Container demand out of China and Southeast Asia is clogging up cargo capacity on the trans-Pacific corridor, potentially pulling the 2026 peak shipping season forward from its usual August start.
In a customer advisory, Seko Logistics indicated that the conditions could persist for at least the next four to six weeks, recommending shippers to secure space well in advance of their target departure time.
The war in Iran and the near shutdown of traffic through the Strait of Hormuz created a more challenging trans-Pacific ocean freight contract season as carriers sought to better adjust to changing fuel prices.
Amid the volatility driven by the Middle East conflict, the escalating costs have forced carriers to extend negotiations through the traditional May 1 deadline to finalize deals, according to Clint Dvorak, Seko’s vice president of global ocean product.
“Contract consummation was delayed, and now all of a sudden, there’s a pretty significant spike in demand and bookings, so it’s a little bit of a perfect storm,” Dvorak told Sourcing Journal. “I wouldn’t say that it was necessarily forecast.”
Carriers are largely booked through the end of June, with pent-up demand also stemming from China’s Golden Week holiday in the first week of May, Dvorak said.
As they mull how to recoup the volatile fuel prices, ocean carriers have begun shifting their contract terms from a quarterly fuel adjustment index to a monthly cadence. Carriers apply these mechanisms, often called bunker adjustment factors, to pass floating fuel costs onto customers without changing their base rates.
“On the trans-Pacific eastbound, the majority of the long-term agreements have now transitioned to monthly,” said Dvorak. “Historically for the trans-Pacific, it’s based on quarterly fuel, which is backward-looking when you’re setting the next quarter’s fuel. The problem is, when oil doubles, looking backward is not very helpful to the ocean carriers.”
The fuel prices have been costly for container lines and shippers alike. Maersk said earlier in May that it expects to pass on an extra $500 million in costs per month because of the increased prices.
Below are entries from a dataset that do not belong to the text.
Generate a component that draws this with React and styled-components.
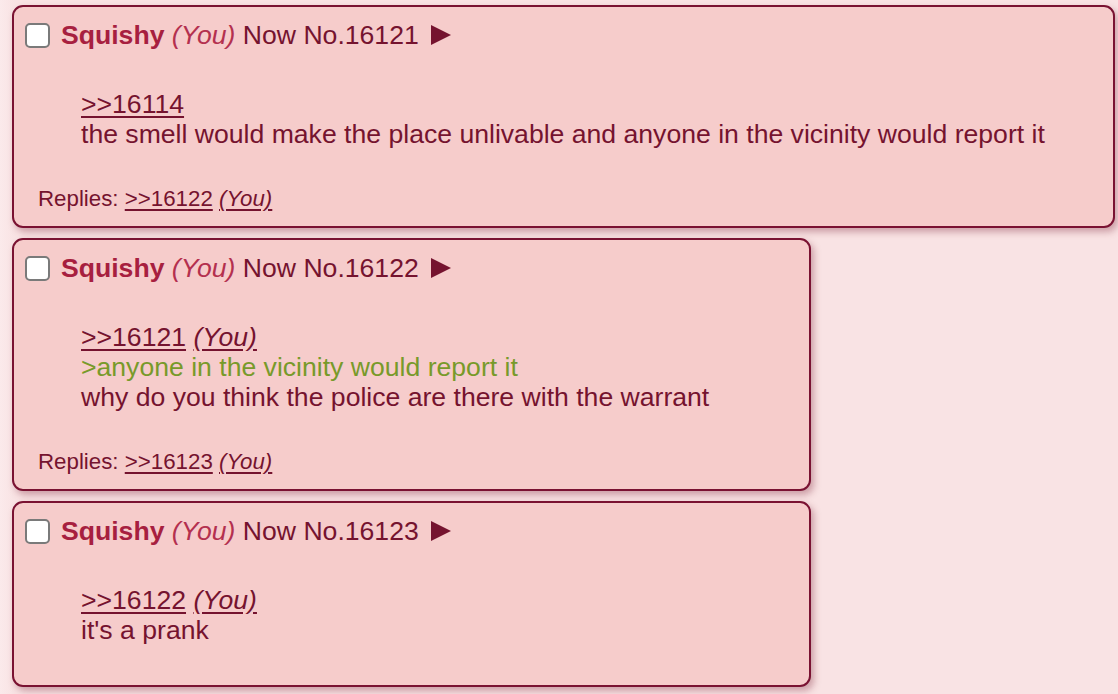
import React from "react";
import styled, { createGlobalStyle } from "styled-components";

const GlobalStyle = createGlobalStyle`
  html, body {
    margin: 0;
    padding: 0;
    background: #f9e3e4;
  }
  body {
    font-family: "Liberation Sans", Arial, sans-serif;
    color: #75132f;
  }
`;

const Thread = styled.main`
  display: flex;
  flex-direction: column;
  align-items: flex-start;
  gap: 10px;
  min-height: 100vh;
  box-sizing: border-box;
  padding: 5px 0 20px 12px;
  background: linear-gradient(90deg, #fbeaeb 0, #f9e3e4 14px);
`;

const Post = styled.article`
  box-sizing: border-box;
  width: fit-content;
  min-width: 799px;
  max-width: 1103px;
  padding: 13px 68px 14px 11px;
  background: #f6cccb;
  border: 2px solid #7a1232;
  border-radius: 11px;
  box-shadow: 3px 4px 7px rgba(120, 30, 50, 0.35);
`;

const Header = styled.header`
  display: flex;
  align-items: center;
  height: 30px;
  font-size: 26.6px;
  line-height: 30px;
  white-space: nowrap;
`;

const Check = styled.span`
  display: inline-block;
  box-sizing: border-box;
  width: 25px;
  height: 25px;
  margin-right: 11px;
  background: #fff;
  border: 2px solid #7a7a7a;
  border-radius: 5px;
`;

const Name = styled.b`
  color: #a71f40;
  font-weight: bold;
`;

const You = styled.i`
  color: ${({ dim }) => (dim ? "#b4304f" : "inherit")};
  text-decoration: ${({ link }) => (link ? "underline" : "none")};
  text-underline-offset: 3px;
`;

const Arrow = styled.svg`
  margin-left: 12px;
  flex: none;
`;

const Body = styled.blockquote`
  margin: 39px 0 26px 56px;
  font-size: 26.6px;
  line-height: 30px;
  white-space: nowrap;
`;

const Line = styled.div`
  color: ${({ quote }) => (quote ? "#789a2a" : "inherit")};
`;

const QuoteLink = styled.a`
  color: #75132f;
  text-decoration: underline;
  text-underline-offset: 3px;
  text-decoration-thickness: 2px;
`;

/* top margin collapses with the quote's bottom margin */
const Replies = styled.footer`
  margin: 37px 0 0 13px;
  font-size: 22.3px;
  line-height: 26px;
  white-space: nowrap;

  a, i {
    text-decoration-thickness: 1.5px;
  }
`;

const posts = [
  {
    no: 16121,
    quote: ">>16114",
    quoteYou: false,
    lines: [{ text: "the smell would make the place unlivable and anyone in the vicinity would report it" }],
    reply: ">>16122",
  },
  {
    no: 16122,
    quote: ">>16121",
    quoteYou: true,
    lines: [
      { text: ">anyone in the vicinity would report it", green: true },
      { text: "why do you think the police are there with the warrant" },
    ],
    reply: ">>16123",
  },
  {
    no: 16123,
    quote: ">>16122",
    quoteYou: true,
    lines: [{ text: "it's a prank" }],
  },
];

const PostCard = ({ post }) => (
  <Post>
    <Header>
      <Check />
      <Name>Squishy</Name>&nbsp;<You dim>(You)</You>&nbsp;Now No.{post.no}
      <Arrow width="20" height="20" viewBox="0 0 20 20">
        <polygon points="0,0 20,10 0,20" fill="#75132f" />
      </Arrow>
    </Header>
    <Body>
      <Line>
        <QuoteLink>{post.quote}</QuoteLink>
        {post.quoteYou && (
          <>
            {" "}
            <You link>(You)</You>
          </>
        )}
      </Line>
      {post.lines.map((l, i) => (
        <Line key={i} quote={l.green}>
          {l.text}
        </Line>
      ))}
    </Body>
    {post.reply && (
      <Replies>
        Replies: <QuoteLink>{post.reply}</QuoteLink> <You link>(You)</You>
      </Replies>
    )}
  </Post>
);

const App = () => (
  <>
    <GlobalStyle />
    <Thread>
      {posts.map((p) => (
        <PostCard key={p.no} post={p} />
      ))}
    </Thread>
  </>
);

export default App;
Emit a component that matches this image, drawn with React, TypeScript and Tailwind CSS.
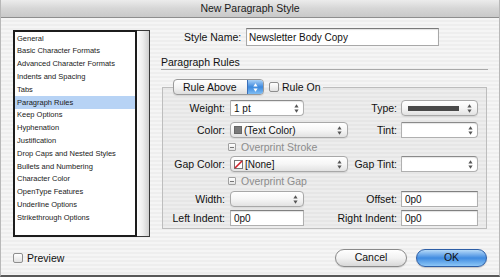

The increase in fuel prices already has led European shippers to pull forward their imports goods from Asia ahead of anticipated June 1 bunker adjustments, Dvorak noted. Data from container tracking company Vizion supports this, with China-to-Mediterranean cargo increasing 48 percent in the two weeks prior to May 20, while cargo moving from China to Northern Europe escalated 37 percent.
Cargo traveling eastward over the Pacific Ocean appears to be following suit.
According to data from ocean and air freight benchmarking platform Xeneta, offered capacity on the Far East to U.S. West Coast declined 1.8 percent from the week prior as of Monday. Another industry benchmark, Drewry, indicated Thursday that eight blank sailings have been announced on the trans-Pacific trade route for the next week, which will put more upward pressure on freight rates.
Seko’s Dvorak said he expects carriers to resort to higher levels of blanking through weeks 26 and 27 this year, which last from June 22 to July 5.
“Carriers’ Q1 results weren’t great, hence some of the blanking,” Dvorak said, noting that he expects a turnaround in the second quarter as rates increase.
Spot rates have kept climbing on the trade lane amid the space constraints and rising fuel costs. According to Drewry’s World Container Index, prices for a 40-foot container from Shanghai to New York rose 6 percent to $4,597 from the week prior, while Shanghai-to-Los Angeles costs increased 3 percent to $3,473.
Along with the blank sailings, ocean carriers have been introducing new surcharges that further will further hike the cost to move a container.
Maersk and Ocean Network Express (ONE) are implementing peak season surcharges of $2,000 per 40-foot container traveling from Asia to the U.S. and Canada in June, following CMA CGM’s move to levy the same total starting May 1. Mediterranean Shipping Company (MSC) is tacking on its own emergency fuel surcharges on the route, collecting $426 per 40-foot container to the West Coast and $540 per 40-container to the East Coast.
Dvorak noted that customers have been keener on paying for premium services like guaranteed space or expedited transit to move ocean freight even amid the rate hikes and surcharges, particularly if they have urgent shipping needs.
“More shippers want to ensure they get access to the right equipment and ensure they get space on board,” Dvorak said. “With the trials and tribulations over the last few years, people are getting a little bit more resilient and more willing to make a decision to secure the space and ensure that the supply chain continues.”
While the state of the Hormuz strait remains in flux, Dvorak doesn’t expect the problem to be a long-term systemic issue for container shipping.
“For the trans-Pacific, I feel like this is going to be a short-term strong spike. All the other underlying foundational data suggests that the carriers are still bringing in more space and will outpace demand on kind of a macro level as we go into the end of this year and beginning of next year,” Dvorak said.